Given data:
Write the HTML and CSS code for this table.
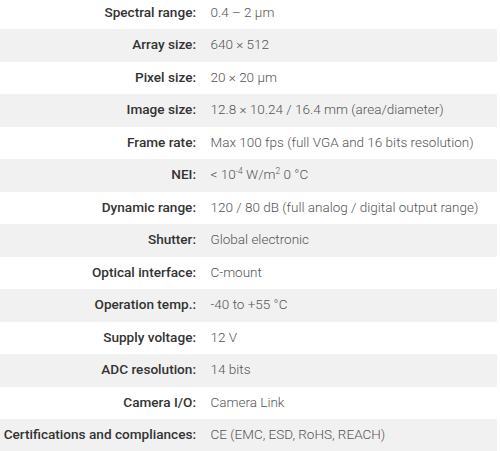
FILE: index.html
```html
<!DOCTYPE html>
<html>
<head>
<meta charset="utf-8">
<link rel="stylesheet" href="styles.css">
</head>
<body>
<div class="specs">
  <div class="row"><div class="label">Spectral range:</div><div class="value">0.4 – 2 µm</div></div>
  <div class="row alt"><div class="label">Array size:</div><div class="value">640 × 512</div></div>
  <div class="row"><div class="label">Pixel size:</div><div class="value">20 × 20 µm</div></div>
  <div class="row alt"><div class="label">Image size:</div><div class="value">12.8 × 10.24 / 16.4 mm (area/diameter)</div></div>
  <div class="row"><div class="label">Frame rate:</div><div class="value">Max 100 fps (full VGA and 16 bits resolution)</div></div>
  <div class="row alt"><div class="label">NEI:</div><div class="value">&lt; 10<sup>-4</sup> W/m<sup>2</sup> 0 °C</div></div>
  <div class="row"><div class="label">Dynamic range:</div><div class="value">120 / 80 dB (full analog / digital output range)</div></div>
  <div class="row alt"><div class="label">Shutter:</div><div class="value">Global electronic</div></div>
  <div class="row"><div class="label">Optical interface:</div><div class="value">C-mount</div></div>
  <div class="row alt"><div class="label">Operation temp.:</div><div class="value">-40 to +55 °C</div></div>
  <div class="row"><div class="label">Supply voltage:</div><div class="value">12 V</div></div>
  <div class="row alt"><div class="label">ADC resolution:</div><div class="value">14 bits</div></div>
  <div class="row"><div class="label">Camera I/O:</div><div class="value">Camera Link</div></div>
  <div class="row alt"><div class="label">Certifications and compliances:</div><div class="value">CE (EMC, ESD, RoHS, REACH)</div></div>
</div>
</body>
</html>
```
FILE: styles.css
```css
html, body {
  margin: 0;
  padding: 0;
  background: #ffffff;
}
body {
  font-family: Roboto, "Liberation Sans", sans-serif;
  overflow: hidden;
}
.specs {
  width: 497px;
  margin-top: -3.5px;
}
.row {
  display: grid;
  grid-template-columns: 196px 1fr;
  column-gap: 14.5px;
  align-items: center;
  box-sizing: border-box;
  height: 32.5px;
  padding-bottom: 2px;
}
.row.alt {
  background: #f1f1f1;
}
.label {
  justify-self: end;
  font-size: 13.6px;
  font-weight: 500;
  color: #333333;
  white-space: nowrap;
}
.value {
  font-size: 13.5px;
  font-weight: 300;
  color: #555555;
  white-space: nowrap;
}
.value sup {
  font-size: 8.5px;
  line-height: 0;
  vertical-align: 5px;
}
```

What is being asked:
Give back the whole listing as it stands, minus its pictures.

Solution to this task:
Write the HTML and CSS code for this table.
FILE: index.html
```html
<!DOCTYPE html>
<html>
<head>
<meta charset="utf-8">
<link rel="stylesheet" href="styles.css">
</head>
<body>
<div class="specs">
  <div class="row"><div class="label">Spectral range:</div><div class="value">0.4 – 2 µm</div></div>
  <div class="row alt"><div class="label">Array size:</div><div class="value">640 × 512</div></div>
  <div class="row"><div class="label">Pixel size:</div><div class="value">20 × 20 µm</div></div>
  <div class="row alt"><div class="label">Image size:</div><div class="value">12.8 × 10.24 / 16.4 mm (area/diameter)</div></div>
  <div class="row"><div class="label">Frame rate:</div><div class="value">Max 100 fps (full VGA and 16 bits resolution)</div></div>
  <div class="row alt"><div class="label">NEI:</div><div class="value">&lt; 10<sup>-4</sup> W/m<sup>2</sup> 0 °C</div></div>
  <div class="row"><div class="label">Dynamic range:</div><div class="value">120 / 80 dB (full analog / digital output range)</div></div>
  <div class="row alt"><div class="label">Shutter:</div><div class="value">Global electronic</div></div>
  <div class="row"><div class="label">Optical interface:</div><div class="value">C-mount</div></div>
  <div class="row alt"><div class="label">Operation temp.:</div><div class="value">-40 to +55 °C</div></div>
  <div class="row"><div class="label">Supply voltage:</div><div class="value">12 V</div></div>
  <div class="row alt"><div class="label">ADC resolution:</div><div class="value">14 bits</div></div>
  <div class="row"><div class="label">Camera I/O:</div><div class="value">Camera Link</div></div>
  <div class="row alt"><div class="label">Certifications and compliances:</div><div class="value">CE (EMC, ESD, RoHS, REACH)</div></div>
</div>
</body>
</html>
```
FILE: styles.css
```css
html, body {
  margin: 0;
  padding: 0;
  background: #ffffff;
}
body {
  font-family: Roboto, "Liberation Sans", sans-serif;
  overflow: hidden;
}
.specs {
  width: 497px;
  margin-top: -3.5px;
}
.row {
  display: grid;
  grid-template-columns: 196px 1fr;
  column-gap: 14.5px;
  align-items: center;
  box-sizing: border-box;
  height: 32.5px;
  padding-bottom: 2px;
}
.row.alt {
  background: #f1f1f1;
}
.label {
  justify-self: end;
  font-size: 13.6px;
  font-weight: 500;
  color: #333333;
  white-space: nowrap;
}
.value {
  font-size: 13.5px;
  font-weight: 300;
  color: #555555;
  white-space: nowrap;
}
.value sup {
  font-size: 8.5px;
  line-height: 0;
  vertical-align: 5px;
}
```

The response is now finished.